-- start DATA SHOWN --

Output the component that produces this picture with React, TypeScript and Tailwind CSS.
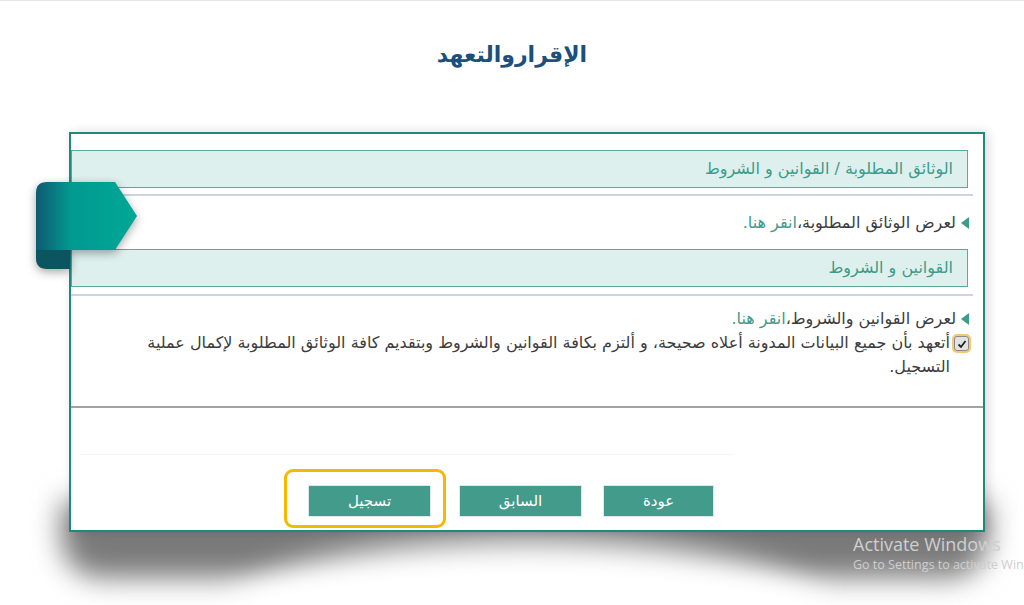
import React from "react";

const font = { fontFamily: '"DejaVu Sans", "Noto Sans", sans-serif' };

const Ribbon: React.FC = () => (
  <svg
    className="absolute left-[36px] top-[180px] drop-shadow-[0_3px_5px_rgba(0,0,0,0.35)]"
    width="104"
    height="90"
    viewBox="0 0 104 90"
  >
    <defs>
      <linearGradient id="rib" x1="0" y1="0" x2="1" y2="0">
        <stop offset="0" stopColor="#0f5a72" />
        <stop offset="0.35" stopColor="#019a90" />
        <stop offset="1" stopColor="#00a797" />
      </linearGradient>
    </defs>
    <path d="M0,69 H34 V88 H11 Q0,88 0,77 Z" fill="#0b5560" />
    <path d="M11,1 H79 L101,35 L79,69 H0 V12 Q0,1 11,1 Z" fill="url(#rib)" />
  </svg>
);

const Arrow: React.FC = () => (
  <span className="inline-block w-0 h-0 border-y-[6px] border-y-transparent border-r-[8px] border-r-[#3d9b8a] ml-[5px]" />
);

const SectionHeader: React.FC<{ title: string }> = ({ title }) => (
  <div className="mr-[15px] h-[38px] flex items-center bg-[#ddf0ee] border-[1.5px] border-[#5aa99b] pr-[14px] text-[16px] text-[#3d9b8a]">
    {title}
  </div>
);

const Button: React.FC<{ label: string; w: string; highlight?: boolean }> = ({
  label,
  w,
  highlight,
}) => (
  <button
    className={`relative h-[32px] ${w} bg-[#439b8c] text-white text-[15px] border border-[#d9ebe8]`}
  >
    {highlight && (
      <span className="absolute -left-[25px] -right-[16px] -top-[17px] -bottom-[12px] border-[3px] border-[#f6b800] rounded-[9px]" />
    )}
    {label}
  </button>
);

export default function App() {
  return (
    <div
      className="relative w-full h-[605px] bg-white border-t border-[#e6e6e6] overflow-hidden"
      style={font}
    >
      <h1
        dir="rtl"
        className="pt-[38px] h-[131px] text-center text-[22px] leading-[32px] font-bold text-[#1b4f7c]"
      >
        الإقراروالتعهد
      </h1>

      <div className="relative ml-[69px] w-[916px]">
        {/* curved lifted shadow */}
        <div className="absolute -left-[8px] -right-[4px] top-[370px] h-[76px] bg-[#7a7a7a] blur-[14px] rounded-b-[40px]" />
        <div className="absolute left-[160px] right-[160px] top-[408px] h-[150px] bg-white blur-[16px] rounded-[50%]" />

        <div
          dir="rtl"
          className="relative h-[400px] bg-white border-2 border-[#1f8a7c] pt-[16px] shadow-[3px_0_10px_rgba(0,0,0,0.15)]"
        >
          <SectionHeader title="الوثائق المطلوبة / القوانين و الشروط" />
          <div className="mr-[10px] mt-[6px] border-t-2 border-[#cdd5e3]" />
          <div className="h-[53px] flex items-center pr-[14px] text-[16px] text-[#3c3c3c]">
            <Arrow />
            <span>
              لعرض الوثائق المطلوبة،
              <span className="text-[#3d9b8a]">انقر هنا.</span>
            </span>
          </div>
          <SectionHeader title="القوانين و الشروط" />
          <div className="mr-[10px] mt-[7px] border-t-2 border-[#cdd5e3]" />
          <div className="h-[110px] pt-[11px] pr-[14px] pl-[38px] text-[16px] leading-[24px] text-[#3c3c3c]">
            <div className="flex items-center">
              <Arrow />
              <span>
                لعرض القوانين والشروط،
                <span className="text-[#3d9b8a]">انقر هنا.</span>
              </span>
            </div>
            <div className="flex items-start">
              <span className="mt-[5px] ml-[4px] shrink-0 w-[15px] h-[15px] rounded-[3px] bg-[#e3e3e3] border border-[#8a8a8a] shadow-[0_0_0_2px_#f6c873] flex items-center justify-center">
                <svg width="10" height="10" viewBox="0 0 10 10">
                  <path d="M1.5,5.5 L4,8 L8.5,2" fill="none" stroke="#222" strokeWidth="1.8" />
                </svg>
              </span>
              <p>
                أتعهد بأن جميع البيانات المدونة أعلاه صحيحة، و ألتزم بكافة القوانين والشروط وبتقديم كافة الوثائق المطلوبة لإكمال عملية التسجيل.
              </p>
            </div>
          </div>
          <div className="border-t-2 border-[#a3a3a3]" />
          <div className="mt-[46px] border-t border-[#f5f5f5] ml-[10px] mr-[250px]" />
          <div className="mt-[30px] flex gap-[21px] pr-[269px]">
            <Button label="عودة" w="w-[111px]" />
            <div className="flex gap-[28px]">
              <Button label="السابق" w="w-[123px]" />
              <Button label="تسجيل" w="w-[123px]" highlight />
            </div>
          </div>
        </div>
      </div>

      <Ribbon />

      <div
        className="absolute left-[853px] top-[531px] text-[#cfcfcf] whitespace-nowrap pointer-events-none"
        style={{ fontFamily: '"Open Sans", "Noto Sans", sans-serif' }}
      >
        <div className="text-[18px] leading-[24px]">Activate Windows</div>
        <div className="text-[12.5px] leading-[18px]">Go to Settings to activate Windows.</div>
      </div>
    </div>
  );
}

-- end DATA SHOWN --

**WORK TO COMPLETE:** Copy the material shown above in full and exactly. Skip the pictures.

**WRITTEN RESPONSE:**
Output the component that produces this picture with React, TypeScript and Tailwind CSS.
import React from "react";

const font = { fontFamily: '"DejaVu Sans", "Noto Sans", sans-serif' };

const Ribbon: React.FC = () => (
  <svg
    className="absolute left-[36px] top-[180px] drop-shadow-[0_3px_5px_rgba(0,0,0,0.35)]"
    width="104"
    height="90"
    viewBox="0 0 104 90"
  >
    <defs>
      <linearGradient id="rib" x1="0" y1="0" x2="1" y2="0">
        <stop offset="0" stopColor="#0f5a72" />
        <stop offset="0.35" stopColor="#019a90" />
        <stop offset="1" stopColor="#00a797" />
      </linearGradient>
    </defs>
    <path d="M0,69 H34 V88 H11 Q0,88 0,77 Z" fill="#0b5560" />
    <path d="M11,1 H79 L101,35 L79,69 H0 V12 Q0,1 11,1 Z" fill="url(#rib)" />
  </svg>
);

const Arrow: React.FC = () => (
  <span className="inline-block w-0 h-0 border-y-[6px] border-y-transparent border-r-[8px] border-r-[#3d9b8a] ml-[5px]" />
);

const SectionHeader: React.FC<{ title: string }> = ({ title }) => (
  <div className="mr-[15px] h-[38px] flex items-center bg-[#ddf0ee] border-[1.5px] border-[#5aa99b] pr-[14px] text-[16px] text-[#3d9b8a]">
    {title}
  </div>
);

const Button: React.FC<{ label: string; w: string; highlight?: boolean }> = ({
  label,
  w,
  highlight,
}) => (
  <button
    className={`relative h-[32px] ${w} bg-[#439b8c] text-white text-[15px] border border-[#d9ebe8]`}
  >
    {highlight && (
      <span className="absolute -left-[25px] -right-[16px] -top-[17px] -bottom-[12px] border-[3px] border-[#f6b800] rounded-[9px]" />
    )}
    {label}
  </button>
);

export default function App() {
  return (
    <div
      className="relative w-full h-[605px] bg-white border-t border-[#e6e6e6] overflow-hidden"
      style={font}
    >
      <h1
        dir="rtl"
        className="pt-[38px] h-[131px] text-center text-[22px] leading-[32px] font-bold text-[#1b4f7c]"
      >
        الإقراروالتعهد
      </h1>

      <div className="relative ml-[69px] w-[916px]">
        {/* curved lifted shadow */}
        <div className="absolute -left-[8px] -right-[4px] top-[370px] h-[76px] bg-[#7a7a7a] blur-[14px] rounded-b-[40px]" />
        <div className="absolute left-[160px] right-[160px] top-[408px] h-[150px] bg-white blur-[16px] rounded-[50%]" />

        <div
          dir="rtl"
          className="relative h-[400px] bg-white border-2 border-[#1f8a7c] pt-[16px] shadow-[3px_0_10px_rgba(0,0,0,0.15)]"
        >
          <SectionHeader title="الوثائق المطلوبة / القوانين و الشروط" />
          <div className="mr-[10px] mt-[6px] border-t-2 border-[#cdd5e3]" />
          <div className="h-[53px] flex items-center pr-[14px] text-[16px] text-[#3c3c3c]">
            <Arrow />
            <span>
              لعرض الوثائق المطلوبة،
              <span className="text-[#3d9b8a]">انقر هنا.</span>
            </span>
          </div>
          <SectionHeader title="القوانين و الشروط" />
          <div className="mr-[10px] mt-[7px] border-t-2 border-[#cdd5e3]" />
          <div className="h-[110px] pt-[11px] pr-[14px] pl-[38px] text-[16px] leading-[24px] text-[#3c3c3c]">
            <div className="flex items-center">
              <Arrow />
              <span>
                لعرض القوانين والشروط،
                <span className="text-[#3d9b8a]">انقر هنا.</span>
              </span>
            </div>
            <div className="flex items-start">
              <span className="mt-[5px] ml-[4px] shrink-0 w-[15px] h-[15px] rounded-[3px] bg-[#e3e3e3] border border-[#8a8a8a] shadow-[0_0_0_2px_#f6c873] flex items-center justify-center">
                <svg width="10" height="10" viewBox="0 0 10 10">
                  <path d="M1.5,5.5 L4,8 L8.5,2" fill="none" stroke="#222" strokeWidth="1.8" />
                </svg>
              </span>
              <p>
                أتعهد بأن جميع البيانات المدونة أعلاه صحيحة، و ألتزم بكافة القوانين والشروط وبتقديم كافة الوثائق المطلوبة لإكمال عملية التسجيل.
              </p>
            </div>
          </div>
          <div className="border-t-2 border-[#a3a3a3]" />
          <div className="mt-[46px] border-t border-[#f5f5f5] ml-[10px] mr-[250px]" />
          <div className="mt-[30px] flex gap-[21px] pr-[269px]">
            <Button label="عودة" w="w-[111px]" />
            <div className="flex gap-[28px]">
              <Button label="السابق" w="w-[123px]" />
              <Button label="تسجيل" w="w-[123px]" highlight />
            </div>
          </div>
        </div>
      </div>

      <Ribbon />

      <div
        className="absolute left-[853px] top-[531px] text-[#cfcfcf] whitespace-nowrap pointer-events-none"
        style={{ fontFamily: '"Open Sans", "Noto Sans", sans-serif' }}
      >
        <div className="text-[18px] leading-[24px]">Activate Windows</div>
        <div className="text-[12.5px] leading-[18px]">Go to Settings to activate Windows.</div>
      </div>
    </div>
  );
}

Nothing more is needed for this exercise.